De quoi parle-t-on, quand on devise sur la post-modernité?
Est-ce en référence à une philosophie, à un courant ou à une
époque ? Probablement que nous mêlons un peu tout cela !
Rendant cette notion incertaine ou mal définie !
En tout cas l'invitation est constante à regarder les
changements : qu'est-ce donc qui a changé et qui se jouent
dans le macrocosme de nos sociétés comme dans notre petit
monde, à l'échelle de l'homme. Avec un accent particulier de
l'interculturalité en ce qui concerne les instituts
internationaux.
La post-modernité à laquelle font référence certains
sociologues "caractérise l'état actuel de la civilisation
occidentale, dans la mesure où elle aurait perdu confiance
dans les valeurs de la modernité (progrès, émancipation) qui
ont prévalu depuis le XVIIIème ." (Larousse)
Aussi certains n'ont de cesse que de retrouver " les vraies
valeurs" celles, jugées trop vite "valeurs de toujours." Ne
cherchant pas forcément un retour vers le passé mais en
instillant une dose parfois mortifère de nostalgies !
D'autres au contraire participent au délitement du lien
social causés par les nouvelles technologies de la
communication et de l’information, et surtout par le fait
que la science qui devait aussi permettre l’émancipation
n’arrive plus à être légitime, qu’elle est alors considérée
comme un discours parmi d’autres ... Un discours qui a
d’ailleurs été mis en soupçon et donc teinté d'échec.

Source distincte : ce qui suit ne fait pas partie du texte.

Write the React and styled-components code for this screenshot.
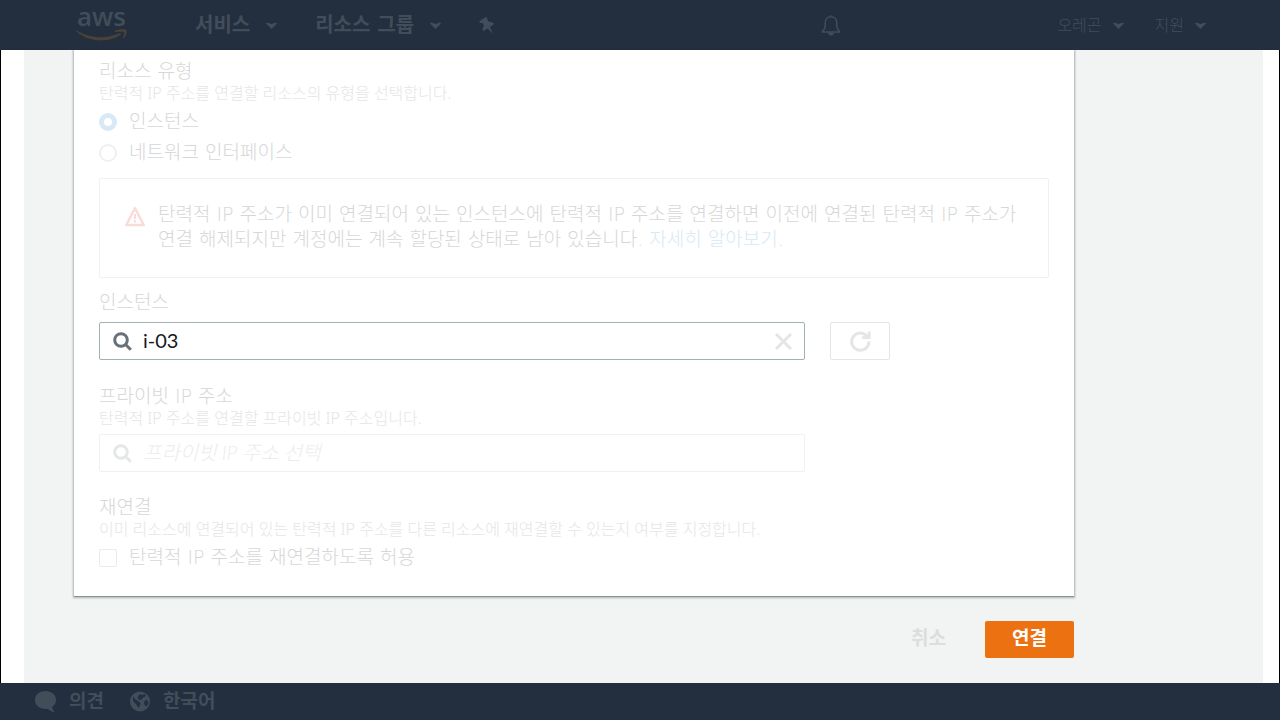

Pensons par exemple à la promesse nucléaire permettant
d’espérer des prouesses. Mais il y eut une incommensurable
détresse : Hiroshima !
D'autres encore, rêvent d'un monde nouveau, une terre
nouvelle, d'un "renouveau" "de reconstruction", "nouvelle
donne", un "en Marche", "Une Reconquête" "Des Horizons" ...
Et on retrouve au fond du lac comme des épaves, le marteau
et la faucille, la croix de lorraine, le bonnet phrygien,
Marianne... la rose, l'étoile rouge, et tant d'autres
reliques !
Que d'effacements, de questions font douter et rejeter,
suscitant les peurs qui interdissent toute altérité et
minent la fraternité. Les épidémies et le Sida que la
science peine à juguler, les attaques informatiques qui
menacent nos organisations quotidiennes, le réchauffement de
la planète devant lequel seul un sursaut d'âme peut apporter
un espoir, les manipulations génétiques et le développement
exponentiel des armes nucléaires ; que de questions, que de
peurs !
Apposer religieux/ses
(d'anciennes institutions) à post-modernité en dit long sur
la traversée du siècle...
La tradition est défaite, elle suscite méfiance,
désenchantement et rejet... L'individu revendique son point
de vue, singulièrement, au détriment voire à la négation des
instituions, provoquant l'effacement progressif de la
confiance. L'homme est sorti du village global ou l'on
pensait pour lui, pour errer en une planète connectée, tel
un forum permanent mais souvent anarchique et suffisamment
nouveau pour manquer encore d'outils d'évaluations quant aux
témoignages et connaissances que des armées de
"spécialistes" autoproclamés exposent et revendiquent.
La déconstruction est à
l'ordre du jour !
Il s'agit de défaire, décomposer, pour comprendre comment un
"ensemble" fonctionne ! Ce n'est pas nouveau qund l'enfant
démonte son jouet, il sera tenté de le remonter. Il
progresse, même si parfois la reconstruction est en échec
par rapport au model initial.
Pour acquérir véritablement un savoir-faire, il faut le
pratiquer et non pas connaître seulement la théorie, les
dogmes, l'histoire.
À force de forger on devient forgeron pense le sage !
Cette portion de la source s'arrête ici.